Ms. Kasyanova, 51, a health-care aide from the Kaluga region, 125 miles southwest of Moscow, has been to Egypt, Hungary and Turkey in the last few years and has Western Europe in her sights. For her and other Russians interviewed here, foreign travel reflects not just Russia’s economic revival under Vladimir V. Putin, but also how the country has become, in some essential ways, normal.

If you have some time and a little money, you can travel. Just like everyone else in the world.

“It is now so easy — buy a package tour for $800, and here we are, in paradise,” said Ms. Kasyanova, who, like many Russians here, was amused by the resort’s trappings but also interested in exploring the mountains and other places nearby. “It speaks of the high standard of life in Russia, of the improvement in life in Russia.”

The Russians are coming from all over.

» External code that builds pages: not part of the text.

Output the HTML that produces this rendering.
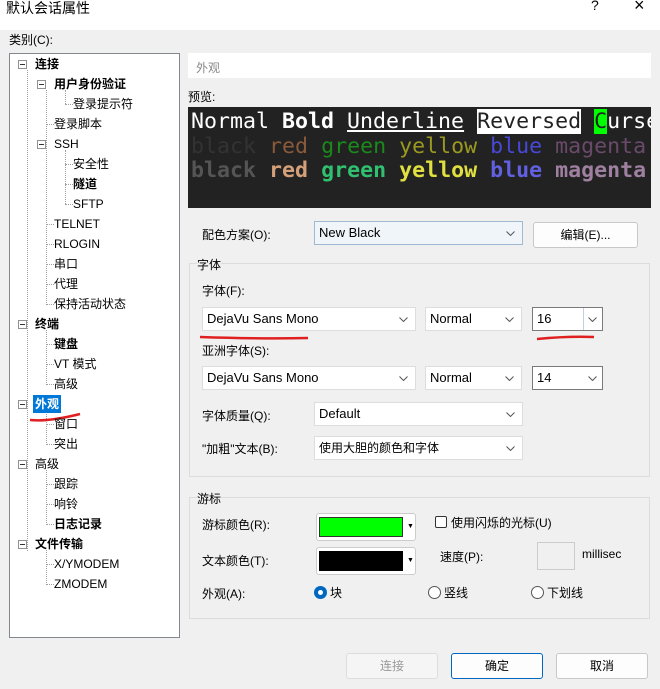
<!DOCTYPE html>
<html><head><meta charset="utf-8"><style>
*{box-sizing:border-box;margin:0;padding:0}
body{width:660px;height:689px;background:#f0f0f0;font-family:"Liberation Sans","Noto Sans CJK SC",sans-serif;font-size:12px;color:#000;position:relative;overflow:hidden}
.a{position:absolute;white-space:nowrap}
.title{left:0;top:0;width:660px;height:30px;background:#fff}
.tree{left:9px;top:53px;width:171px;height:585px;background:#fff;border:1px solid #828790}
.ti{position:absolute;font-size:12px;line-height:16px}
.b{font-weight:bold}
.box{position:absolute;width:9px;height:9px;border:1px solid #919191;background:#fff}
.box:after{content:"";position:absolute;left:1px;top:3px;width:5px;height:1px;background:#333}
.vl{position:absolute;border-left:1px dotted #a0a0a0}
.hl{position:absolute;border-top:1px dotted #a0a0a0;width:8px}
.sel{position:absolute;border:1px solid #ddd;background:#fff;height:24px;font-size:13px;line-height:22px;padding-left:4px}
.sel svg{position:absolute;right:7px;top:9px}
.btn{position:absolute;border:1px solid #c8c8c8;background:#fdfdfd;border-radius:3px;height:26px;text-align:center;line-height:24px;font-size:12px}
.fs{position:absolute;border:1px solid #dcdcdc}
.leg{position:absolute;background:#f0f0f0;font-size:12px}
.pv{left:188px;top:107px;width:463px;height:101px;background:#222;font-family:"DejaVu Sans Mono",monospace;font-size:21.6px;line-height:24.5px;padding:3px 0 0 3px;overflow:hidden}
.pv div{white-space:pre}
</style></head><body>
<div class="a title"></div>
<div class="a" style="left:6px;top:-2px;font-size:14px">默认会话属性</div>
<div class="a" style="left:591px;top:-3px;font-size:14px">?</div>
<div class="a" style="left:634px;top:-5px;font-size:18px">×</div>
<div class="a" style="left:9px;top:31px">类别(C):</div>

<div class="a tree">
<div class="vl" style="left:17px;top:16px;height:481px"></div>
<div class="vl" style="left:36px;top:36px;height:215px"></div>
<div class="vl" style="left:55px;top:36px;height:14px"></div>
<div class="vl" style="left:55px;top:96px;height:54px"></div>
<div class="vl" style="left:36px;top:276px;height:55px"></div>
<div class="vl" style="left:36px;top:356px;height:35px"></div>
<div class="vl" style="left:36px;top:416px;height:55px"></div>
<div class="vl" style="left:36px;top:496px;height:35px"></div>
</div>

<div class="box" style="left:18px;top:60px"></div><div class="ti b" style="left:35px;top:56px">连接</div>
<div class="box" style="left:37px;top:80px"></div><div class="ti b" style="left:54px;top:76px">用户身份验证</div>
<div class="hl" style="left:65px;top:104px"></div><div class="ti" style="left:73px;top:96px">登录提示符</div>
<div class="hl" style="left:46px;top:124px"></div><div class="ti" style="left:54px;top:116px">登录脚本</div>
<div class="box" style="left:37px;top:140px"></div><div class="ti" style="left:54px;top:136px">SSH</div>
<div class="hl" style="left:65px;top:164px"></div><div class="ti" style="left:73px;top:156px">安全性</div>
<div class="hl" style="left:65px;top:184px"></div><div class="ti b" style="left:73px;top:176px">隧道</div>
<div class="hl" style="left:65px;top:204px"></div><div class="ti" style="left:73px;top:196px">SFTP</div>
<div class="hl" style="left:46px;top:224px"></div><div class="ti" style="left:54px;top:216px">TELNET</div>
<div class="hl" style="left:46px;top:244px"></div><div class="ti" style="left:54px;top:236px">RLOGIN</div>
<div class="hl" style="left:46px;top:264px"></div><div class="ti" style="left:54px;top:256px">串口</div>
<div class="hl" style="left:46px;top:284px"></div><div class="ti" style="left:54px;top:276px">代理</div>
<div class="hl" style="left:46px;top:304px"></div><div class="ti" style="left:54px;top:296px">保持活动状态</div>
<div class="box" style="left:18px;top:320px"></div><div class="ti b" style="left:35px;top:316px">终端</div>
<div class="hl" style="left:46px;top:344px"></div><div class="ti b" style="left:54px;top:336px">键盘</div>
<div class="hl" style="left:46px;top:364px"></div><div class="ti" style="left:54px;top:356px">VT 模式</div>
<div class="hl" style="left:46px;top:384px"></div><div class="ti" style="left:54px;top:376px">高级</div>
<div class="box" style="left:18px;top:400px"></div><div class="ti b" style="left:33px;top:395px;background:#0078d7;color:#fff;padding:0 2px;height:18px;line-height:18px">外观</div>
<svg class="a" style="left:28px;top:410px" width="55" height="14"><path d="M2 10 Q20 12 52 4" stroke="#e02020" stroke-width="2.5" fill="none"/></svg>
<div class="hl" style="left:46px;top:424px"></div><div class="ti" style="left:54px;top:416px">窗口</div>
<div class="hl" style="left:46px;top:444px"></div><div class="ti" style="left:54px;top:436px">突出</div>
<div class="box" style="left:18px;top:460px"></div><div class="ti" style="left:35px;top:456px">高级</div>
<div class="hl" style="left:46px;top:484px"></div><div class="ti" style="left:54px;top:476px">跟踪</div>
<div class="hl" style="left:46px;top:504px"></div><div class="ti" style="left:54px;top:496px">响铃</div>
<div class="hl" style="left:46px;top:524px"></div><div class="ti b" style="left:54px;top:516px">日志记录</div>
<div class="box" style="left:18px;top:540px"></div><div class="ti b" style="left:35px;top:536px">文件传输</div>
<div class="hl" style="left:46px;top:564px"></div><div class="ti" style="left:54px;top:556px">X/YMODEM</div>
<div class="hl" style="left:46px;top:584px"></div><div class="ti" style="left:54px;top:576px">ZMODEM</div>

<div class="a" style="left:188px;top:53px;width:463px;height:25px;background:#fff;color:#888;padding:6px 0 0 8px">外观</div>
<div class="a" style="left:188px;top:88px">预览:</div>
<div class="a pv">
<div style="color:#fff">Normal <b>Bold</b> <u>Underline</u> <span style="background:#fff;color:#222">Reversed</span> <span style="background:#0f0;color:#222">C</span>urse</div>
<div><span style="color:#333">black</span> <span style="color:#8a5a3a">red</span> <span style="color:#1a8a1a">green</span> <span style="color:#9a9a20">yellow</span> <span style="color:#4848d8">blue</span> <span style="color:#6a4a6a">magenta</span></div>
<div style="font-weight:bold"><span style="color:#555">black</span> <span style="color:#d4a07a">red</span> <span style="color:#30c070">green</span> <span style="color:#e0e040">yellow</span> <span style="color:#6060e0">blue</span> <span style="color:#a080a0">magenta</span></div>
</div>

<div class="a" style="left:202px;top:226px">配色方案(O):</div>
<div class="sel" style="left:314px;top:221px;width:209px;background:#f0f5fa;border-color:#a0b8d0">New Black<svg width="9" height="5"><path d="M0.5 0.5L4.5 4.5L8.5 0.5" stroke="#555" fill="none"/></svg></div>
<div class="btn" style="left:533px;top:222px;width:105px">编辑(E)...</div>

<div class="fs" style="left:189px;top:263px;width:461px;height:214px"></div>
<div class="leg" style="left:197px;top:256px">字体</div>
<div class="a" style="left:202px;top:282px">字体(F):</div>
<div class="sel" style="left:202px;top:307px;width:214px">DejaVu Sans Mono<svg width="9" height="5"><path d="M0.5 0.5L4.5 4.5L8.5 0.5" stroke="#555" fill="none"/></svg></div>
<div class="sel" style="left:425px;top:307px;width:97px">Normal<svg width="9" height="5"><path d="M0.5 0.5L4.5 4.5L8.5 0.5" stroke="#555" fill="none"/></svg></div>
<div class="sel" style="left:532px;top:307px;width:71px;border-color:#7a7a7a">16<span style="position:absolute;left:50px;top:0;width:1px;height:22px;background:#c0d0e0"></span><svg width="9" height="5" style="right:5px"><path d="M0.5 0.5L4.5 4.5L8.5 0.5" stroke="#555" fill="none"/></svg></div>
<svg class="a" style="left:198px;top:334px" width="420" height="8"><path d="M2 3 Q60 5 110 4" stroke="#e02020" stroke-width="2.5" fill="none"/><path d="M339 5 Q370 2 396 3" stroke="#e02020" stroke-width="2.5" fill="none"/></svg>
<div class="a" style="left:202px;top:342px">亚洲字体(S):</div>
<div class="sel" style="left:202px;top:366px;width:214px">DejaVu Sans Mono<svg width="9" height="5"><path d="M0.5 0.5L4.5 4.5L8.5 0.5" stroke="#555" fill="none"/></svg></div>
<div class="sel" style="left:425px;top:366px;width:97px">Normal<svg width="9" height="5"><path d="M0.5 0.5L4.5 4.5L8.5 0.5" stroke="#555" fill="none"/></svg></div>
<div class="sel" style="left:532px;top:366px;width:71px;border-color:#7a7a7a">14<svg width="9" height="5" style="right:5px"><path d="M0.5 0.5L4.5 4.5L8.5 0.5" stroke="#555" fill="none"/></svg></div>
<div class="a" style="left:202px;top:407px">字体质量(Q):</div>
<div class="sel" style="left:314px;top:402px;width:209px">Default<svg width="9" height="5"><path d="M0.5 0.5L4.5 4.5L8.5 0.5" stroke="#555" fill="none"/></svg></div>
<div class="a" style="left:202px;top:440px">"加粗"文本(B):</div>
<div class="sel" style="left:314px;top:436px;width:209px;font-size:12px">使用大胆的颜色和字体<svg width="9" height="5"><path d="M0.5 0.5L4.5 4.5L8.5 0.5" stroke="#555" fill="none"/></svg></div>

<div class="fs" style="left:189px;top:497px;width:461px;height:122px"></div>
<div class="leg" style="left:197px;top:490px">游标</div>
<div class="a" style="left:202px;top:516px">游标颜色(R):</div>
<div class="a" style="left:316px;top:513px;width:100px;height:28px;border:1px solid #ccc;border-radius:3px;background:#fff"><div class="a" style="left:2px;top:3px;width:84px;height:20px;background:#0f0;border:1px solid #333"></div><div class="a" style="left:90px;top:9px;font-size:7px">▼</div></div>
<div class="a" style="left:202px;top:552px">文本颜色(T):</div>
<div class="a" style="left:316px;top:547px;width:100px;height:28px;border:1px solid #ccc;border-radius:3px;background:#fff"><div class="a" style="left:2px;top:3px;width:84px;height:20px;background:#000"></div><div class="a" style="left:90px;top:9px;font-size:7px">▼</div></div>
<div class="a" style="left:435px;top:516px;width:12px;height:12px;border:1px solid #333;border-radius:2px;background:#fff"></div>
<div class="a" style="left:451px;top:514px">使用闪烁的光标(U)</div>
<div class="a" style="left:440px;top:548px">速度(P):</div>
<div class="a" style="left:537px;top:542px;width:38px;height:28px;border:1px solid #ccc"></div>
<div class="a" style="left:582px;top:547px">millisec</div>
<div class="a" style="left:202px;top:585px">外观(A):</div>
<div class="a" style="left:314px;top:586px;width:13px;height:13px;border-radius:50%;background:#0067c0"><div class="a" style="left:4px;top:4px;width:5px;height:5px;border-radius:50%;background:#fff"></div></div>
<div class="a" style="left:330px;top:584px">块</div>
<div class="a" style="left:428px;top:586px;width:13px;height:13px;border-radius:50%;border:1px solid #555;background:#fff"></div>
<div class="a" style="left:444px;top:584px">竖线</div>
<div class="a" style="left:531px;top:586px;width:13px;height:13px;border-radius:50%;border:1px solid #555;background:#fff"></div>
<div class="a" style="left:547px;top:584px">下划线</div>

<div class="btn" style="left:346px;top:653px;width:92px;color:#999;background:#f5f5f5;border-color:#ddd">连接</div>
<div class="btn" style="left:451px;top:653px;width:92px;border-color:#0067c0">确定</div>
<div class="btn" style="left:556px;top:653px;width:92px">取消</div>
</body></html>
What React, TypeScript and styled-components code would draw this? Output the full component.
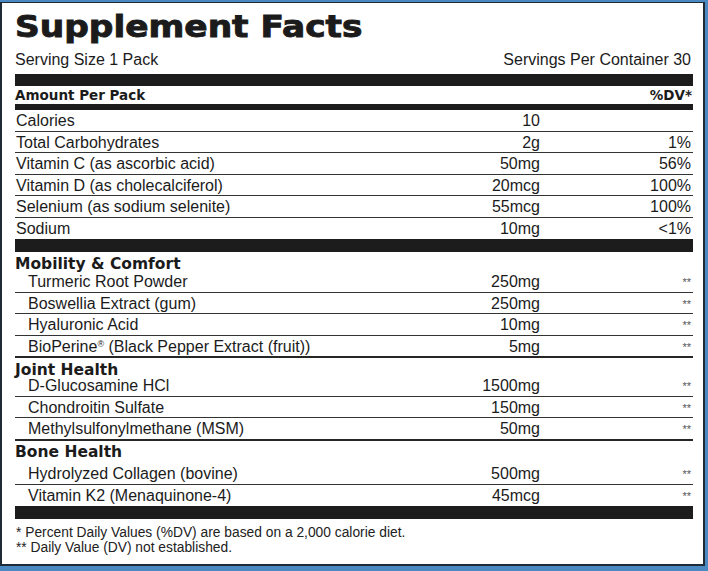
import React from 'react';
import styled, { createGlobalStyle } from 'styled-components';

const Global = createGlobalStyle`
  html, body { margin: 0; padding: 0; background: #4a89c2; overflow: hidden; }
  body { font-family: "Liberation Sans", Arial, sans-serif; }
`;

const Frame = styled.div`
  width: 708px;
  height: 571px;
  box-sizing: border-box;
  padding: 2px 3px 5px 0;
  background: #4a89c2;
`;

const Panel = styled.div`
  height: 100%;
  box-sizing: border-box;
  background: #fff;
  border: 2px solid #1e2a35;
  border-top-width: 1px;
  padding: 0 10px 0 13px;
  display: flex;
  flex-direction: column;
  color: #1b1b1b;
  overflow: hidden;
`;

const Title = styled.h1`
  align-self: flex-start;
  margin: 0;
  padding-top: 10px;
  font-family: "DejaVu Sans", sans-serif;
  font-weight: 700;
  font-size: 29.5px;
  line-height: 29px;
  white-space: nowrap;
  transform: scaleX(1.165);
  transform-origin: left center;
  -webkit-text-stroke: 0.9px #1b1b1b;
`;

const ServingRow = styled.div`
  display: flex;
  justify-content: space-between;
  margin-top: 8.5px;
  font-size: 16px;
  line-height: 18px;
  padding-right: 2px;
`;

const Bar = styled.div<{ $h: number; $mt?: number }>`
  height: ${(p) => p.$h}px;
  margin-top: ${(p) => p.$mt ?? 0}px;
  background: #1c1c1c;
  flex: none;
`;

const AmountHeader = styled.div`
  display: flex;
  justify-content: space-between;
  font-family: "DejaVu Sans", sans-serif;
  font-weight: 700;
  font-size: 13.5px;
  line-height: 18px;
  padding-right: 1px;
`;

type Edge = 'thin' | 'thick' | 'none';

const Row = styled.div<{ $edge: Edge }>`
  display: grid;
  grid-template-columns: 1fr 100px 153px;
  padding-top: 1px;
  line-height: 19.5px;
  font-size: 16px;
  white-space: nowrap;
  border-bottom: ${(p) =>
    p.$edge === 'thick' ? '2px solid #262626' : p.$edge === 'thin' ? '1px solid #333' : '1px solid transparent'};
`;

const Name = styled.span<{ $indent?: boolean }>`
  padding-left: ${(p) => (p.$indent ? 13 : 1)}px;
`;

const Amount = styled.span`
  text-align: right;
`;

const Dv = styled.span<{ $stars?: boolean }>`
  text-align: right;
  padding-right: 2px;
  ${(p) =>
    p.$stars
      ? `font-size: 11px; line-height: 12px; padding-top: 4px; color: #555; align-self: start;`
      : ''}
`;

const Reg = styled.sup`
  font-size: 9px;
  line-height: 0;
  vertical-align: 5px;
`;

const SectionHeading = styled.div<{ $h: number }>`
  height: ${(p) => p.$h}px;
  box-sizing: border-box;
  padding-top: 2.5px;
  font-family: "DejaVu Sans", sans-serif;
  font-weight: 700;
  font-size: 15.5px;
  line-height: 18px;
  white-space: nowrap;
`;

const Footnotes = styled.div`
  margin-top: 5.5px;
  font-size: 13.8px;
  line-height: 15px;
  color: #222;
  padding-left: 1px;
`;

const topRows: [string, string, string][] = [
  ['Calories', '10', ''],
  ['Total Carbohydrates', '2g', '1%'],
  ['Vitamin C (as ascorbic acid)', '50mg', '56%'],
  ['Vitamin D (as cholecalciferol)', '20mcg', '100%'],
  ['Selenium (as sodium selenite)', '55mcg', '100%'],
  ['Sodium', '10mg', '<1%'],
];

type Item = { name: React.ReactNode; amount: string };
type Section = { title: string; h: number; items: Item[]; lastEdge: Edge };

const sections: Section[] = [
  {
    title: 'Mobility & Comfort',
    h: 19.3,
    lastEdge: 'thick',
    items: [
      { name: 'Turmeric Root Powder', amount: '250mg' },
      { name: 'Boswellia Extract (gum)', amount: '250mg' },
      { name: 'Hyaluronic Acid', amount: '10mg' },
      {
        name: (
          <>
            BioPerine<Reg>®</Reg> (Black Pepper Extract (fruit))
          </>
        ),
        amount: '5mg',
      },
    ],
  },
  {
    title: 'Joint Health',
    h: 17.2,
    lastEdge: 'thick',
    items: [
      { name: 'D-Glucosamine HCl', amount: '1500mg' },
      { name: 'Chondroitin Sulfate', amount: '150mg' },
      { name: 'Methylsulfonylmethane (MSM)', amount: '50mg' },
    ],
  },
  {
    title: 'Bone Health',
    h: 22.5,
    lastEdge: 'none',
    items: [
      { name: 'Hydrolyzed Collagen (bovine)', amount: '500mg' },
      { name: 'Vitamin K2 (Menaquinone-4)', amount: '45mcg' },
    ],
  },
];

export default function App() {
  return (
    <Frame>
      <Global />
      <Panel>
        <Title>Supplement Facts</Title>
        <ServingRow>
          <span>Serving Size 1 Pack</span>
          <span>Servings Per Container 30</span>
        </ServingRow>
        <Bar $h={12} $mt={5.5} />
        <AmountHeader>
          <span>Amount Per Pack</span>
          <span>%DV*</span>
        </AmountHeader>
        <Bar $h={6} />
        {topRows.map(([n, a, d], i) => (
          <Row key={n} $edge={i === topRows.length - 1 ? 'none' : 'thin'}>
            <Name>{n}</Name>
            <Amount>{a}</Amount>
            <Dv>{d}</Dv>
          </Row>
        ))}
        <Bar $h={13} />
        {sections.map((s) => (
          <React.Fragment key={s.title}>
            <SectionHeading $h={s.h}>{s.title}</SectionHeading>
            {s.items.map((it, i) => (
              <Row key={i} $edge={i === s.items.length - 1 ? s.lastEdge : 'thin'}>
                <Name $indent>{it.name}</Name>
                <Amount>{it.amount}</Amount>
                <Dv $stars>**</Dv>
              </Row>
            ))}
          </React.Fragment>
        ))}
        <Bar $h={13} />
        <Footnotes>
          <div>* Percent Daily Values (%DV) are based on a 2,000 calorie diet.</div>
          <div>** Daily Value (DV) not established.</div>
        </Footnotes>
      </Panel>
    </Frame>
  );
}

At the local airport here, the arrivals screen was like a primer in Russian geography, with charter flights from Moscow, Rostov-on-Don in the south, Kazan in the center, Novosibirsk in Siberia and other cities in between.

The number of Russian tourists visiting countries outside the former Soviet Union grew to 7.1 million in 2006, the last year statistics were available, from 2.6 million in 1995, according to the Russian government.

A record 2.5 million Russians visited Turkey in 2007, up 33 percent from 2006, Turkish officials said. Only Germany, that paragon of European wealth, sends more tourists to Turkey. (By contrast, in 1988, a few years before the collapse of the Soviet Union, all of 22,000 Soviet citizens visited Turkey.)

The Russian tourism boom is happening as new low-cost airlines in Europe have spurred a sharp increase in tourism across the Continent. But for the Russians, the chance to travel is especially prized.

For the first time in Russian history, wide swaths of the citizenry are being exposed to life in far-off lands, helping to ease a kind of insularity and parochialism that built up in the Soviet era. Back then, the public was not only prevented from going abroad; it was also inculcated with propaganda that the Soviet Union was unquestionably the world’s best country, so there was no need to leave anyway.

People who desired foreign travel in Soviet times typically had to receive official approval, and if it was granted, they were closely chaperoned once they crossed the border. Even before they left, they often were sent to classes to be indoctrinated in how to behave and avoid the perils of foreign influence. Those who were not in good standing with the party had little chance of going.

The controls on travel were particularly onerous given Russia’s long and dark winters.